**DATA PROVIDED**
···

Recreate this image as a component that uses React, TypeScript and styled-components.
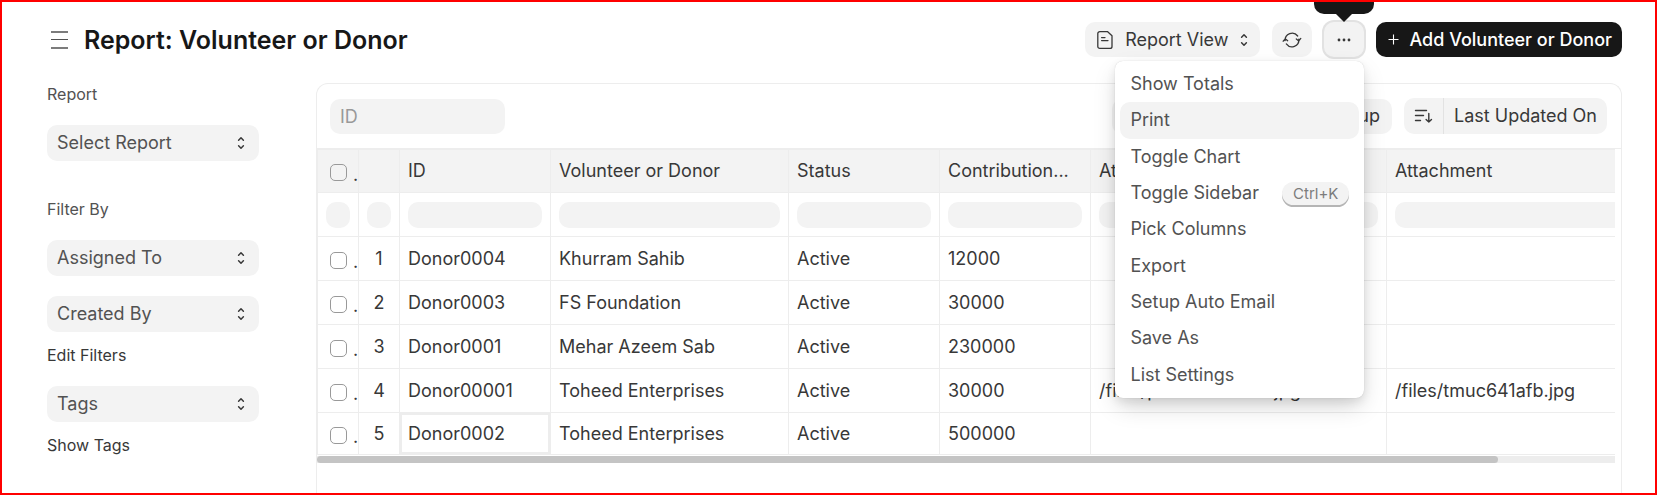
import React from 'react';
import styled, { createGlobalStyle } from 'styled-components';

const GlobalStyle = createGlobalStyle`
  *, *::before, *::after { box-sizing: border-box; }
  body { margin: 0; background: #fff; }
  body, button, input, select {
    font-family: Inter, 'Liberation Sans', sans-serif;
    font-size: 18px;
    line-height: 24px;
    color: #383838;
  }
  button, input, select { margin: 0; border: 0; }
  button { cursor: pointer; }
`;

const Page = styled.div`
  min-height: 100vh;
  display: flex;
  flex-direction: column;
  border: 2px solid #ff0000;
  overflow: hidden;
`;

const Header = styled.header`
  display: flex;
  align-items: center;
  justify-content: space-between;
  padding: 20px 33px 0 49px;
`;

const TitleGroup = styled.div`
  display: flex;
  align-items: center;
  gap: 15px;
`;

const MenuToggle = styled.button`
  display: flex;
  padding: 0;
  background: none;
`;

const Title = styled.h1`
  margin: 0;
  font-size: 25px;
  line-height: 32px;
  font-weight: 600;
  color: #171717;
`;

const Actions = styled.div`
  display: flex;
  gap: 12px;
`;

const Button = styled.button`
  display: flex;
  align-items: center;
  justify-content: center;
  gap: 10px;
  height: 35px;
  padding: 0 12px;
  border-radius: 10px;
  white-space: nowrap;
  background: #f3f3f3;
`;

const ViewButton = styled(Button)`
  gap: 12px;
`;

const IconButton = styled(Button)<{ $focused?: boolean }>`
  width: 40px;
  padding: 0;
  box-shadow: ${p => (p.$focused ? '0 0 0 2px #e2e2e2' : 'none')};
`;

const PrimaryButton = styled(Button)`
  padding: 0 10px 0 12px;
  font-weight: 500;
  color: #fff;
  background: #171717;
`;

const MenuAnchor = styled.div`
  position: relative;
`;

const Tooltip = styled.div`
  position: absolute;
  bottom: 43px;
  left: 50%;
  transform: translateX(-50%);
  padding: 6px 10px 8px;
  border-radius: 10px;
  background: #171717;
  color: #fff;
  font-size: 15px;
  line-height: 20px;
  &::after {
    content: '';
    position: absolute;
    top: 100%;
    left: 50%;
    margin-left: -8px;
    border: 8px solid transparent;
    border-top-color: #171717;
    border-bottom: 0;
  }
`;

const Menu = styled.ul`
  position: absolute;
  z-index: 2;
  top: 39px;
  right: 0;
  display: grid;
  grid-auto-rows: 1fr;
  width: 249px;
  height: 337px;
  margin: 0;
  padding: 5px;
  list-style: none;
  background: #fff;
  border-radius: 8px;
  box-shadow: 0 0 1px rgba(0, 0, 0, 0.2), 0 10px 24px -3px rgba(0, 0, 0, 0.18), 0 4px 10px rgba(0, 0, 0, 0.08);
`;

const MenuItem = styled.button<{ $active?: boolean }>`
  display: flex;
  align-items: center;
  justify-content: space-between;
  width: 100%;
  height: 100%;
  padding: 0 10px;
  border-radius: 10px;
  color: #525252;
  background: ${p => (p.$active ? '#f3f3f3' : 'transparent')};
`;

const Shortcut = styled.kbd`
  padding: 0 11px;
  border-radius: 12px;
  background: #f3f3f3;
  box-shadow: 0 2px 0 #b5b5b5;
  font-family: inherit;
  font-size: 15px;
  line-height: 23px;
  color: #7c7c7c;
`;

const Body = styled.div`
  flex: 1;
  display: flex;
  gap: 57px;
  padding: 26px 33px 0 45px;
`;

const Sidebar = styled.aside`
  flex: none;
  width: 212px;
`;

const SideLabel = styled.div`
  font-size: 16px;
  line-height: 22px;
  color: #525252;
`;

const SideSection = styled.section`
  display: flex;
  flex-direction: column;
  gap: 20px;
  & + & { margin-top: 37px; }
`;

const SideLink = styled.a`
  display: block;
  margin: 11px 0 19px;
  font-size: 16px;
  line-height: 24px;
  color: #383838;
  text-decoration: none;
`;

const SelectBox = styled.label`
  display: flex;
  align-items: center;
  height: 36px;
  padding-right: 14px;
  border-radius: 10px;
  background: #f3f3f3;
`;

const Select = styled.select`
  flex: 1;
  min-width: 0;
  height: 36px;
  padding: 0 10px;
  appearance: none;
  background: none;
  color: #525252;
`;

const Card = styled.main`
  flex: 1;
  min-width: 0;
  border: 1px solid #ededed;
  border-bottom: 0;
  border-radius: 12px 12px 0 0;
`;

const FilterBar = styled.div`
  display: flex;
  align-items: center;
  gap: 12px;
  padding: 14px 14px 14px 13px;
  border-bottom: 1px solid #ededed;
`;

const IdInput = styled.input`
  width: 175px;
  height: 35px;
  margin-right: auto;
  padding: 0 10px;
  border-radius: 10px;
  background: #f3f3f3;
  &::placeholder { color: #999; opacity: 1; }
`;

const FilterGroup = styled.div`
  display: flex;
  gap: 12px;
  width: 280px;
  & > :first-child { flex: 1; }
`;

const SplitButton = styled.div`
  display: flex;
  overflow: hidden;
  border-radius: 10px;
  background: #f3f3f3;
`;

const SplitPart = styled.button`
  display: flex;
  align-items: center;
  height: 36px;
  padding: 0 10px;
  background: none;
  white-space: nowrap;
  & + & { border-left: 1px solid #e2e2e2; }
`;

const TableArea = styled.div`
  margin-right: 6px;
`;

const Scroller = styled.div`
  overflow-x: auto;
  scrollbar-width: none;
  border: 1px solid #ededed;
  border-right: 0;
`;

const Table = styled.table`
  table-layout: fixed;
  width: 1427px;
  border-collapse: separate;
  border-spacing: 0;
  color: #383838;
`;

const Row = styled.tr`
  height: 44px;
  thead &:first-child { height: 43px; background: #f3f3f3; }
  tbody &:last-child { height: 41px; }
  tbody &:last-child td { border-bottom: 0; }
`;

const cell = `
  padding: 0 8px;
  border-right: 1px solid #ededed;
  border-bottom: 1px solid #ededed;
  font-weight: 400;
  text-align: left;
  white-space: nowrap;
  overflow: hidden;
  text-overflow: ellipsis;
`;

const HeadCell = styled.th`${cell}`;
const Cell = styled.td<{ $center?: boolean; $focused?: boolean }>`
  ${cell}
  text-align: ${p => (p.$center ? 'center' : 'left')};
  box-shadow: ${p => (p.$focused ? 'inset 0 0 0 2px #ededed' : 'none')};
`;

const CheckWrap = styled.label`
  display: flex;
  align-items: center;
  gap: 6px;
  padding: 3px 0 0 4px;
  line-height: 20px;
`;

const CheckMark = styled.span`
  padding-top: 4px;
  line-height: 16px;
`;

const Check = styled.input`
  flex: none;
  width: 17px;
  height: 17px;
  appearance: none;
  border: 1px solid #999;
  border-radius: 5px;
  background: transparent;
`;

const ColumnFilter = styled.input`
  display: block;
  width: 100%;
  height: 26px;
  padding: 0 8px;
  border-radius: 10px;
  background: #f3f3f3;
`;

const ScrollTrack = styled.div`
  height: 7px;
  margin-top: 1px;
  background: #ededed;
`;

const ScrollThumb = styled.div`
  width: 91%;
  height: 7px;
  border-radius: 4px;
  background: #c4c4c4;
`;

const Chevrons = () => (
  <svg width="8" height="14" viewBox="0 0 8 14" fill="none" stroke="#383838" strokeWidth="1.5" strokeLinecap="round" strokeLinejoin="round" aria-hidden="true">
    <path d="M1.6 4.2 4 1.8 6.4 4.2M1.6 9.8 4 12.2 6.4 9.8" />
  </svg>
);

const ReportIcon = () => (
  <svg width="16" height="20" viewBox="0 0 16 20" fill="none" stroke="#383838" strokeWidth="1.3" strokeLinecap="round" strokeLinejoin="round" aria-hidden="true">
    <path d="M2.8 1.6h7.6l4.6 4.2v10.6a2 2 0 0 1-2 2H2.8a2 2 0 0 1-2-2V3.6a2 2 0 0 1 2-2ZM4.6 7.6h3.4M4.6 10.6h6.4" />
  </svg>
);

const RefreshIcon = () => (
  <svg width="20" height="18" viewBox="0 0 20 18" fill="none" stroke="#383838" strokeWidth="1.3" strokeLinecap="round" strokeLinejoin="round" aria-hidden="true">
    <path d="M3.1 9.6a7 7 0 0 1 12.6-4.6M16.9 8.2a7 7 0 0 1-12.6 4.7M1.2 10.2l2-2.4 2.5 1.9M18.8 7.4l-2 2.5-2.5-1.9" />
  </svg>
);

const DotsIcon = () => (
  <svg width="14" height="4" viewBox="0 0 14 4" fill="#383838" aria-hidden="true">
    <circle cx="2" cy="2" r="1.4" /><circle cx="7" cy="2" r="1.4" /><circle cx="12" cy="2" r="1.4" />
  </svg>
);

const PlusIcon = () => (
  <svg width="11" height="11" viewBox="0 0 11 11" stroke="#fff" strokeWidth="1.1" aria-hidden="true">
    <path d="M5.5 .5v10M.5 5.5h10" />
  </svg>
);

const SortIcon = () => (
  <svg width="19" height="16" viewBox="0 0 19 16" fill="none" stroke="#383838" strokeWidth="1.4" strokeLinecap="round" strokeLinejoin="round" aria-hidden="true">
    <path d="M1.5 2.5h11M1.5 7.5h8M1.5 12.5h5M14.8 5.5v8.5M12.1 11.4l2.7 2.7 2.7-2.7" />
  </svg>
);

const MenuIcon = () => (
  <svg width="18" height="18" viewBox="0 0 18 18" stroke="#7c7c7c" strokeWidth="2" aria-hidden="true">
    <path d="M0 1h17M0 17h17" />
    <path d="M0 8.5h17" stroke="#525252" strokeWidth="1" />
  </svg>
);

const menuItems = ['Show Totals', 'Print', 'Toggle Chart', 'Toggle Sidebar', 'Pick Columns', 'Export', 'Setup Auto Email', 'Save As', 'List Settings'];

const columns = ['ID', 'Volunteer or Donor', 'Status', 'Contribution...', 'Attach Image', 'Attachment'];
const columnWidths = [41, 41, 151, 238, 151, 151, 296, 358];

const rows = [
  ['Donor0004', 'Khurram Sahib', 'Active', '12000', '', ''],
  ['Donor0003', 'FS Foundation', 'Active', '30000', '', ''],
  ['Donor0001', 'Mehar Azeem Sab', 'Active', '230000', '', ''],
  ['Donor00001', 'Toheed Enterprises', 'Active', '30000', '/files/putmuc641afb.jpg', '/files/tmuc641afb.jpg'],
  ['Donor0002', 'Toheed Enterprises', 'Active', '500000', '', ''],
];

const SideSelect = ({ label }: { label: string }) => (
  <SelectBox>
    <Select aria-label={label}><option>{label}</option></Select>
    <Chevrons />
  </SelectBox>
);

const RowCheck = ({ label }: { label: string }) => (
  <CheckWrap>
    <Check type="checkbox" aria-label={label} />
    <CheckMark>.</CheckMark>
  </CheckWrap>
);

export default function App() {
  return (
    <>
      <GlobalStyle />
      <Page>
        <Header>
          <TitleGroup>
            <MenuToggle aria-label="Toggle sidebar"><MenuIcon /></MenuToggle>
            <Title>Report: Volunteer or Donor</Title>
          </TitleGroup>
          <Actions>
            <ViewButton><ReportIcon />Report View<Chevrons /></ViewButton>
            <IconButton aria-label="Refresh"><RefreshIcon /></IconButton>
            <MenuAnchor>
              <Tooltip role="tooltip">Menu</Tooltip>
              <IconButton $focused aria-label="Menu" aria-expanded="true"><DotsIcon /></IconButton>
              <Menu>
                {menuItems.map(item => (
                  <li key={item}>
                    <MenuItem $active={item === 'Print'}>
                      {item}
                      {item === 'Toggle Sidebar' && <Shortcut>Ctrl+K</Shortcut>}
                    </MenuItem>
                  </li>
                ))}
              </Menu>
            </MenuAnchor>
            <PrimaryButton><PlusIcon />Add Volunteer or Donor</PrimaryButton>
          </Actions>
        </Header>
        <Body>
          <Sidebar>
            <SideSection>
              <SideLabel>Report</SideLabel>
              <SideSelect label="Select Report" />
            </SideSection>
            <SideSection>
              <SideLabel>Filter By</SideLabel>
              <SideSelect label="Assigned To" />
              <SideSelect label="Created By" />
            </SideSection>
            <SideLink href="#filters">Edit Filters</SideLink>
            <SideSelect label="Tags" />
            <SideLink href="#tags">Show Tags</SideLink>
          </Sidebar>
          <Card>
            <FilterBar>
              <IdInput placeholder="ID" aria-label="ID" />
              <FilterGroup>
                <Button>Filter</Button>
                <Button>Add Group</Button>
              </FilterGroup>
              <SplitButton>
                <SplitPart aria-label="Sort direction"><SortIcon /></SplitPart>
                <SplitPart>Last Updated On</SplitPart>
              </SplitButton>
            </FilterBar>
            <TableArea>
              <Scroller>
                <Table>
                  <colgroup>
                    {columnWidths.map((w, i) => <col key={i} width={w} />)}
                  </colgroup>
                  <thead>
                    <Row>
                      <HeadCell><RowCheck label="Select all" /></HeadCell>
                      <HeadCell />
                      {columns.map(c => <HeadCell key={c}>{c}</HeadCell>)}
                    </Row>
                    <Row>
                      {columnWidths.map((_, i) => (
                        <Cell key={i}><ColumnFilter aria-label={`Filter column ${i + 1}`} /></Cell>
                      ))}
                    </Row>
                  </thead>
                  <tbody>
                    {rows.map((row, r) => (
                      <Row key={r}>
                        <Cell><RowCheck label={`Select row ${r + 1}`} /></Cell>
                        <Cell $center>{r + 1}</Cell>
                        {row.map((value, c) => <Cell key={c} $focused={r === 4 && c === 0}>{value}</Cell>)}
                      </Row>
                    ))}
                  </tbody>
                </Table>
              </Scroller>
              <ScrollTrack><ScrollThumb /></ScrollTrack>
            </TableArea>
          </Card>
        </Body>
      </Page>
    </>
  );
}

···

**SHORT EXERCISE**
Pull out all lines containing "React".

**EXERCISE RESULT**
Recreate this image as a component that uses React, TypeScript and styled-components.
import React from 'react';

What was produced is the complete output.